▸ **Exercise details**: Track down every line below that holds "page" and copy it.

━━━━

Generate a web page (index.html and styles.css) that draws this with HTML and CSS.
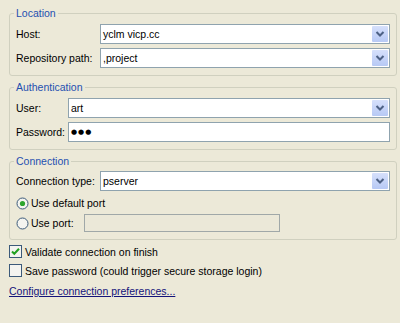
FILE: index.html
```html
<!DOCTYPE html>
<html lang="en">
<head>
  <meta charset="UTF-8" />
  <title>CVS Repository Location</title>
  <link rel="stylesheet" href="styles.css">
</head>
<body>
  <div class="page">
    <fieldset class="group">
      <legend>Location</legend>
      <div class="rows cols-wide">
        <label>Host:</label>
        <div class="combo"><span class="combo-text">yclm vicp.cc</span><span class="drop"><svg width="16" height="16" viewBox="0 0 16 16"><path d="M4.5 6 L8 9.5 L11.5 6" fill="none" stroke="#4d6185" stroke-width="2"/></svg></span></div>
        <label>Repository path:</label>
        <div class="combo"><span class="combo-text">,project</span><span class="drop"><svg width="16" height="16" viewBox="0 0 16 16"><path d="M4.5 6 L8 9.5 L11.5 6" fill="none" stroke="#4d6185" stroke-width="2"/></svg></span></div>
      </div>
    </fieldset>

    <fieldset class="group">
      <legend>Authentication</legend>
      <div class="rows cols-narrow">
        <label>User:</label>
        <div class="combo"><span class="combo-text">art</span><span class="drop"><svg width="16" height="16" viewBox="0 0 16 16"><path d="M4.5 6 L8 9.5 L11.5 6" fill="none" stroke="#4d6185" stroke-width="2"/></svg></span></div>
        <label>Password:</label>
        <div class="combo"><span class="combo-text dots">●●●</span></div>
      </div>
    </fieldset>

    <fieldset class="group">
      <legend>Connection</legend>
      <div class="rows rows-tight cols-wide">
        <label>Connection type:</label>
        <div class="combo"><span class="combo-text">pserver</span><span class="drop"><svg width="16" height="16" viewBox="0 0 16 16"><path d="M4.5 6 L8 9.5 L11.5 6" fill="none" stroke="#4d6185" stroke-width="2"/></svg></span></div>
      </div>
      <div class="radio-row">
        <svg class="radio" width="13" height="13" viewBox="0 0 13 13"><circle cx="6.5" cy="6.5" r="5.5" fill="#f4f4f0" stroke="#3c5a7a"/><circle cx="6.5" cy="6.5" r="2.6" fill="#2da52d"/></svg>
        <span>Use default port</span>
      </div>
      <div class="radio-row port-row">
        <div class="port-label">
          <svg class="radio" width="13" height="13" viewBox="0 0 13 13"><circle cx="6.5" cy="6.5" r="5.5" fill="#f4f4f0" stroke="#3c5a7a"/></svg>
          <span>Use port:</span>
        </div>
        <div class="port-field"></div>
      </div>
    </fieldset>

    <div class="check-row">
      <svg width="13" height="13" viewBox="0 0 13 13"><rect x="0.5" y="0.5" width="12" height="12" fill="#f4f4f0" stroke="#3c5a7a"/><path d="M3 6.5 L5.3 8.8 L10 3.8" fill="none" stroke="#21a121" stroke-width="2"/></svg>
      <span>Validate connection on finish</span>
    </div>
    <div class="check-row">
      <svg width="13" height="13" viewBox="0 0 13 13"><rect x="0.5" y="0.5" width="12" height="12" fill="#f4f4f0" stroke="#3c5a7a"/></svg>
      <span>Save password (could trigger secure storage login)</span>
    </div>
    <a class="prefs-link" href="#">Configure connection preferences...</a>
  </div>
</body>
</html>
```

FILE: styles.css
```css
body {
  margin: 0;
  background: #ece9d8;
  font-family: 'Liberation Sans', Arial, sans-serif;
  font-size: 10.5px;
  color: #000;
}
.page {
  padding: 7px 3px 0 9px;
}
.group {
  margin: 0 0 5px;
  padding: 0 6px 7px 6px;
  border: 1px solid #d0d0bf;
  border-radius: 3px;
}
.group legend {
  color: #1f50b0;
  line-height: 13px;
  padding: 0 2px;
  margin-left: -2px;
}
.rows {
  display: grid;
  row-gap: 4px;
  align-items: center;
  padding-top: 4px;
}
.rows-tight {
  padding-top: 3px;
}
.cols-wide {
  grid-template-columns: 84px 1fr;
}
.cols-narrow {
  grid-template-columns: 52px 1fr;
}
.combo {
  height: 20px;
  box-sizing: border-box;
  background: #fff;
  border: 1px solid #8fa3ae;
  display: flex;
  align-items: center;
}
.combo-text {
  flex: 1;
  padding-left: 2px;
}
.dots {
  font-size: 7px;
  letter-spacing: 1px;
  font-family: 'DejaVu Sans', sans-serif;
}
.drop {
  width: 16px;
  height: 16px;
  margin-right: 1px;
  background: linear-gradient(#d6e0fb, #b7c9f5);
  border-radius: 1px;
  display: flex;
}
.radio-row {
  display: flex;
  align-items: center;
  gap: 2px;
  height: 14px;
  margin-top: 5px;
}
.radio {
  flex: none;
}
.port-row {
  height: 18px;
  margin-top: 4px;
  gap: 0;
}
.port-label {
  width: 68px;
  display: flex;
  align-items: center;
  gap: 2px;
}
.port-field {
  width: 196px;
  height: 18px;
  box-sizing: border-box;
  border: 1px solid #a0a8a8;
  background: #ebe8d8;
}
.check-row {
  display: flex;
  align-items: center;
  gap: 3px;
  height: 13px;
  margin: 0 0 6px;
}
.prefs-link {
  display: inline-block;
  margin-top: 2px;
  color: #13137a;
  text-decoration: underline;
}
```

━━━━

▸ **Solution for this exercise**:
Generate a web page (index.html and styles.css) that draws this with HTML and CSS.
  <div class="page">
.page {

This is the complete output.